Problem description:
Identify and reproduce every line holding the string "this".

^^^^^^^^^^^^^^^^

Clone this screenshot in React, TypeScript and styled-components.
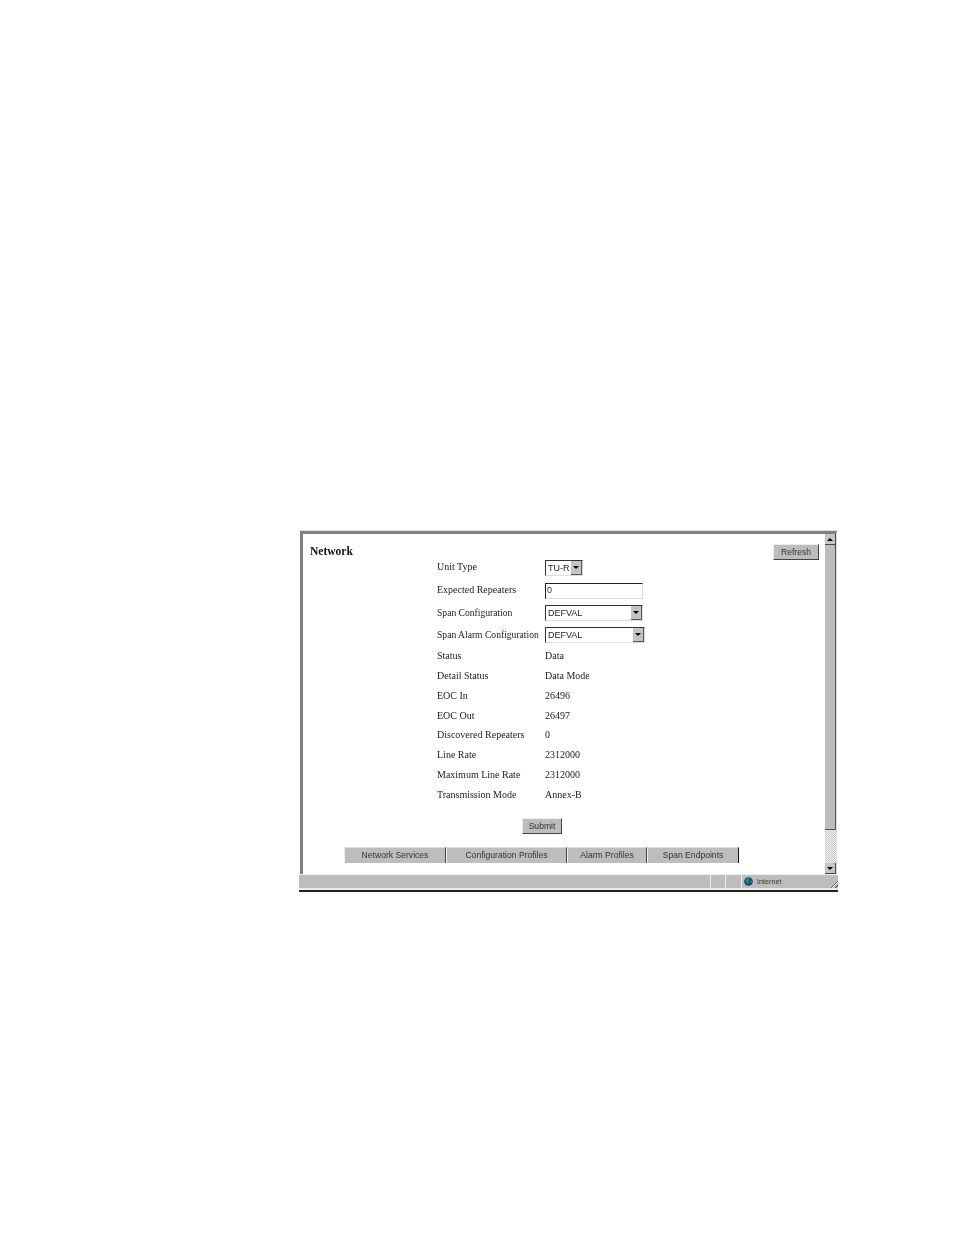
import styled, { createGlobalStyle } from 'styled-components';

const GlobalStyle = createGlobalStyle`
  html, body {
    margin: 0;
    padding: 0;
    background: #fff;
  }
`;

const Page = styled.div`
  width: 954px;
  height: 1235px;
  padding: 530px 0 0 299px;
  box-sizing: border-box;
  overflow: hidden;
`;

const Browser = styled.div`
  width: 539px;
  height: 362px;
  display: flex;
  flex-direction: column;
  background: #fff;
  border-top: 1px solid #ddd;
  border-bottom: 2px solid #222;
  box-sizing: border-box;
  filter: blur(0.3px);
`;

const Viewport = styled.div`
  flex: 1;
  min-height: 0;
  margin: 0 1px 0 1px;
  display: flex;
  border-top: 3px solid #808080;
  border-left: 3px solid #808080;
  border-right: 1px solid #ddd;
`;

const Main = styled.div`
  flex: 1;
  min-width: 0;
  display: flex;
  flex-direction: column;
`;

const Header = styled.div`
  height: 27px;
  padding: 10px 6px 0 7px;
  display: flex;
  justify-content: space-between;
  align-items: flex-start;
`;

const Title = styled.div`
  font: bold 11.5px "Liberation Serif", serif;
  color: #111;
  margin-top: 1px;
`;

const PushButton = styled.button`
  width: ${({ $w }: { $w: number }) => $w}px;
  height: 16px;
  padding: 0;
  font: 8.6px "Liberation Sans", sans-serif;
  color: #333;
  background: #bdbdbd;
  border: 1px solid;
  border-color: #eee #444 #444 #eee;
`;

const Form = styled.div`
  margin: -15px 0 0 134px;
  display: flex;
  flex-direction: column;
`;

const FormRow = styled.div`
  height: ${({ $h }: { $h: number }) => $h}px;
  display: grid;
  grid-template-columns: 108px 1fr;
  align-items: center;
  font: 10px "Liberation Serif", serif;
  color: #222;
  white-space: nowrap;
`;

const FieldLabel = styled.span<{ $narrow?: boolean; $raised?: boolean }>`
  font-size: ${({ $narrow }) => ($narrow ? '9.6px' : '10px')};
  padding-bottom: ${({ $raised }) => ($raised ? '2px' : '0')};
`;

const Select = styled.div`
  width: ${({ $w }: { $w: number }) => $w}px;
  height: 16px;
  box-sizing: border-box;
  display: flex;
  align-items: center;
  justify-content: space-between;
  padding-left: 2px;
  font: 9px "Liberation Sans", sans-serif;
  color: #222;
  border: 1px solid;
  border-color: #333 #ddd #ddd #333;
`;

const SelectArrow = styled.span`
  width: 11px;
  height: 14px;
  background: #c4c4c4;
  border-right: 1px solid #555;
  border-bottom: 1px solid #555;
  box-sizing: border-box;
  display: flex;
  align-items: center;
  justify-content: center;
  &::after {
    content: '';
    border: 3px solid transparent;
    border-top: 3px solid #000;
    border-bottom: 0;
  }
`;

const TextBox = styled.div`
  width: 98px;
  height: 16px;
  box-sizing: border-box;
  padding-left: 1px;
  font: 9px "Liberation Sans", sans-serif;
  line-height: 13px;
  color: #333;
  border: 1px solid;
  border-color: #222 #ddd #ddd #222;
`;

const SubmitRow = styled.div`
  margin: 11px 0 0 219px;
`;

const Tabs = styled.div`
  margin: 13px 0 0 41px;
  display: flex;
`;

const Tab = styled.div`
  width: ${({ $w }: { $w: number }) => $w}px;
  height: 16px;
  box-sizing: border-box;
  text-align: center;
  font: 8.6px/14px "Liberation Sans", sans-serif;
  color: #333;
  background: #bdbdbd;
  border-right: 1px solid #444;
  border-top: 1px solid #ddd;
  border-left: 1px solid #eee;
  &:last-child {
    border-right-color: #111;
  }
`;

const ScrollBar = styled.div`
  width: 11px;
  display: flex;
  flex-direction: column;
  background: #fff;
`;

const ScrollButton = styled.div`
  width: 11px;
  height: 11px;
  background: #c4c4c4;
  border-right: 1px solid #444;
  border-bottom: 1px solid #444;
  box-sizing: border-box;
  display: flex;
  align-items: center;
  justify-content: center;
  &::after {
    content: '';
    border: 3px solid transparent;
    ${({ $up }: { $up?: boolean }) =>
      $up
        ? 'border-bottom: 3px solid #000; border-top: 0;'
        : 'border-top: 3px solid #000; border-bottom: 0;'}
  }
`;

const ScrollThumb = styled.div`
  height: 285px;
  background: #bdbdbd;
  border-right: 1px solid #555;
  border-bottom: 1px solid #555;
  box-sizing: border-box;
`;

const ScrollTrack = styled.div`
  flex: 1;
  background: repeating-conic-gradient(#c8c8c8 0 25%, #f4f4f4 0 50%) 0 0 / 2px 2px;
`;

const StatusBar = styled.div`
  height: 13px;
  display: flex;
  background: #bdbdbd;
  border-top: 1px solid #eee;
  border-bottom: 2px solid #eee;
  font: 7.2px "Liberation Sans", sans-serif;
  color: #333;
`;

const StatusCell = styled.div`
  width: ${({ $w }: { $w: number }) => $w}px;
  flex: ${({ $w }: { $w: number }) => ($w ? 'none' : 1)};
  border-right: 1px solid #eee;
  display: flex;
  align-items: center;
  gap: 4px;
  padding-left: 2px;
  box-sizing: border-box;
  &:last-child {
    border-right: 0;
    position: relative;
  }
`;

const Grip = styled.span`
  position: absolute;
  right: 0;
  bottom: 0;
  width: 10px;
  height: 10px;
  background: repeating-linear-gradient(135deg, transparent 0 1.5px, #666 1.5px 2.5px, #eee 2.5px 3.5px);
  clip-path: polygon(100% 0, 100% 100%, 0 100%);
`;

const rows = [
  ['Status', 'Data'],
  ['Detail Status', 'Data Mode'],
  ['EOC In', '26496'],
  ['EOC Out', '26497'],
  ['Discovered Repeaters', '0'],
  ['Line Rate', '2312000'],
  ['Maximum Line Rate', '2312000'],
  ['Transmission Mode', 'Annex-B'],
];

const tabs: [string, number][] = [
  ['Network Services', 102],
  ['Configuration Profiles', 121],
  ['Alarm Profiles', 80],
  ['Span Endpoints', 92],
];

function Globe() {
  return (
    <svg width="9" height="9" viewBox="0 0 10 10">
      <circle cx="5" cy="5" r="4.8" fill="#1c3f9e" />
      <path d="M2 3l2-2 2 1-1 2 1 2-2 2-1-2-1-1zM7 4l2 0 0 2-2 1z" fill="#2c9a3a" />
    </svg>
  );
}

export default function App() {
  return (
    <Page>
      <GlobalStyle />
      <Browser>
        <Viewport>
          <Main>
            <Header>
              <Title>Network</Title>
              <PushButton $w={46}>Refresh</PushButton>
            </Header>
            <Form>
              <FormRow $h={23}>
                <FieldLabel $raised>Unit Type</FieldLabel>
                <Select $w={38}>TU-R<SelectArrow /></Select>
              </FormRow>
              <FormRow $h={23}>
                <FieldLabel $raised>Expected Repeaters</FieldLabel>
                <TextBox>0</TextBox>
              </FormRow>
              <FormRow $h={22}>
                <FieldLabel $raised $narrow>Span Configuration</FieldLabel>
                <Select $w={98}>DEFVAL<SelectArrow /></Select>
              </FormRow>
              <FormRow $h={22}>
                <FieldLabel $raised $narrow>Span Alarm Configuration</FieldLabel>
                <Select $w={100}>DEFVAL<SelectArrow /></Select>
              </FormRow>
              {rows.map(([label, value]) => (
                <FormRow key={label} $h={19.75}>
                  <FieldLabel>{label}</FieldLabel>
                  <span>{value}</span>
                </FormRow>
              ))}
            </Form>
            <SubmitRow>
              <PushButton $w={40}>Submit</PushButton>
            </SubmitRow>
            <Tabs>
              {tabs.map(([label, w]) => (
                <Tab key={label} $w={w}>{label}</Tab>
              ))}
            </Tabs>
          </Main>
          <ScrollBar>
            <ScrollButton $up />
            <ScrollThumb />
            <ScrollTrack />
            <ScrollButton />
          </ScrollBar>
        </Viewport>
        <StatusBar>
          <StatusCell $w={0} />
          <StatusCell $w={15} />
          <StatusCell $w={16} />
          <StatusCell $w={96}><Globe />Internet<Grip /></StatusCell>
        </StatusBar>
      </Browser>
    </Page>
  );
}
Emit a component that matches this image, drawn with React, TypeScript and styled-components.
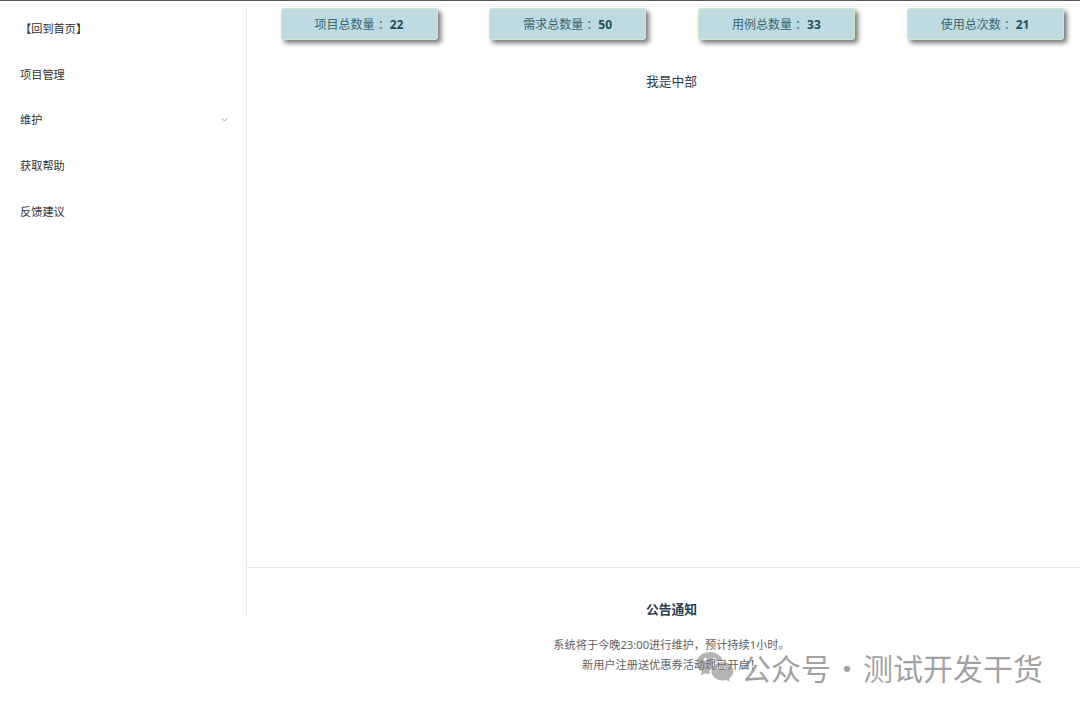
import React from "react";
import styled, { createGlobalStyle } from "styled-components";
import { RiWechatFill } from "react-icons/ri";

const Global = createGlobalStyle`
  html, body { margin: 0; padding: 0; background: #fff; }
  body {
    border-top: 1px solid #5a5a5a;
    font-family: "Noto Sans", "Noto Sans CJK SC", sans-serif;
    height: 711px;
    overflow: hidden;
    position: relative;
  }
`;

const Layout = styled.div`
  display: flex;
  height: 607px;
  margin-top: 7px;
`;

const Sidebar = styled.nav`
  width: 246px;
  flex: none;
  border-right: 1px solid #e6e6ee;
  display: flex;
  flex-direction: column;
`;

const MenuItem = styled.div<{ $first?: boolean }>`
  height: 45.75px;
  flex: none;
  margin-top: ${(p) => (p.$first ? "-3px" : "0")};
  display: flex;
  align-items: center;
  justify-content: space-between;
  padding: 0 17px 0 20px;
  font-size: 11.2px;
  color: #303133;
`;

const Chevron = styled.svg`
  width: 9px;
  height: 9px;
  color: #909399;
`;

const Main = styled.main`
  flex: 1;
  display: flex;
  flex-direction: column;
  min-width: 0;
`;

const CardRow = styled.div`
  display: flex;
  flex: none;
  gap: 51.7px;
  padding-left: 33.5px;
`;

const Card = styled.div`
  width: 157px;
  height: 32px;
  box-sizing: border-box;
  display: flex;
  align-items: center;
  justify-content: center;
  background: #bddbe1;
  border: 1px solid #d3e7cb;
  border-radius: 3px;
  box-shadow: 3px 3px 5px rgba(0, 0, 0, 0.55);
  font-size: 12px;
  color: #3a6670;
`;

const Colon = styled.span`
  font-family: "Noto Sans CJK JP", sans-serif;
`;

const Num = styled.b`
  margin-left: 3px;
  color: #24505b;
  font-weight: 700;
`;

const Middle = styled.section`
  flex: 1;
  padding: 31px 0 0 16px;
  text-align: center;
  font-size: 12.8px;
  line-height: 20px;
  color: #2c3e50;
`;

const Footer = styled.footer`
  flex: none;
  height: 48px;
  box-sizing: border-box;
  border-top: 1px solid #e4e7ed;
  padding: 31px 0 0 16px;
  text-align: center;
`;

const FooterTitle = styled.h3`
  margin: 0 0 16px;
  font-size: 12.8px;
  line-height: 20px;
  font-weight: 700;
  color: #2c3e50;
`;

const FooterLine = styled.p`
  margin: 0;
  font-size: 11.2px;
  line-height: 20px;
  color: #606266;
`;

const Watermark = styled.div`
  position: absolute;
  left: 695px;
  top: 646px;
  display: flex;
  align-items: center;
  gap: 6px;
  color: rgba(120, 120, 120, 0.7);
  font-family: "Noto Sans CJK SC", sans-serif;
  font-size: 30px;
  line-height: 40px;
  pointer-events: none;
  svg { width: 40px; height: 40px; color: rgba(120, 120, 120, 0.55); }
`;

const Dot = styled.span`
  margin: 0 1px;
`;

const cards = [
  { label: "项目总数量", n: 22 },
  { label: "需求总数量", n: 50 },
  { label: "用例总数量", n: 33 },
  { label: "使用总次数", n: 21 },
];

export default function App() {
  return (
    <>
      <Global />
      <Layout>
        <Sidebar>
          <MenuItem $first>【回到首页】</MenuItem>
          <MenuItem>项目管理</MenuItem>
          <MenuItem>
            维护
            <Chevron viewBox="0 0 12 12" fill="none" stroke="currentColor" strokeWidth="1.2">
              <path d="M2 4l4 4 4-4" />
            </Chevron>
          </MenuItem>
          <MenuItem>获取帮助</MenuItem>
          <MenuItem>反馈建议</MenuItem>
        </Sidebar>
        <Main>
          <CardRow>
            {cards.map((c) => (
              <Card key={c.label}>
                {c.label}
                <Colon>：</Colon>
                <Num>{c.n}</Num>
              </Card>
            ))}
          </CardRow>
          <Middle>我是中部</Middle>
          <Footer>
            <FooterTitle>公告通知</FooterTitle>
            <FooterLine>系统将于今晚23:00进行维护，预计持续1小时。</FooterLine>
            <FooterLine>新用户注册送优惠券活动现已开启！</FooterLine>
          </Footer>
        </Main>
      </Layout>
      <Watermark>
        <RiWechatFill />
        <span>
          公众号<Dot>·</Dot>测试开发干货
        </span>
      </Watermark>
    </>
  );
}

^^^^^^^^^^^^^^^^

Reply to the task:
Clone this screenshot in React, TypeScript and styled-components.
Emit a component that matches this image, drawn with React, TypeScript and styled-components.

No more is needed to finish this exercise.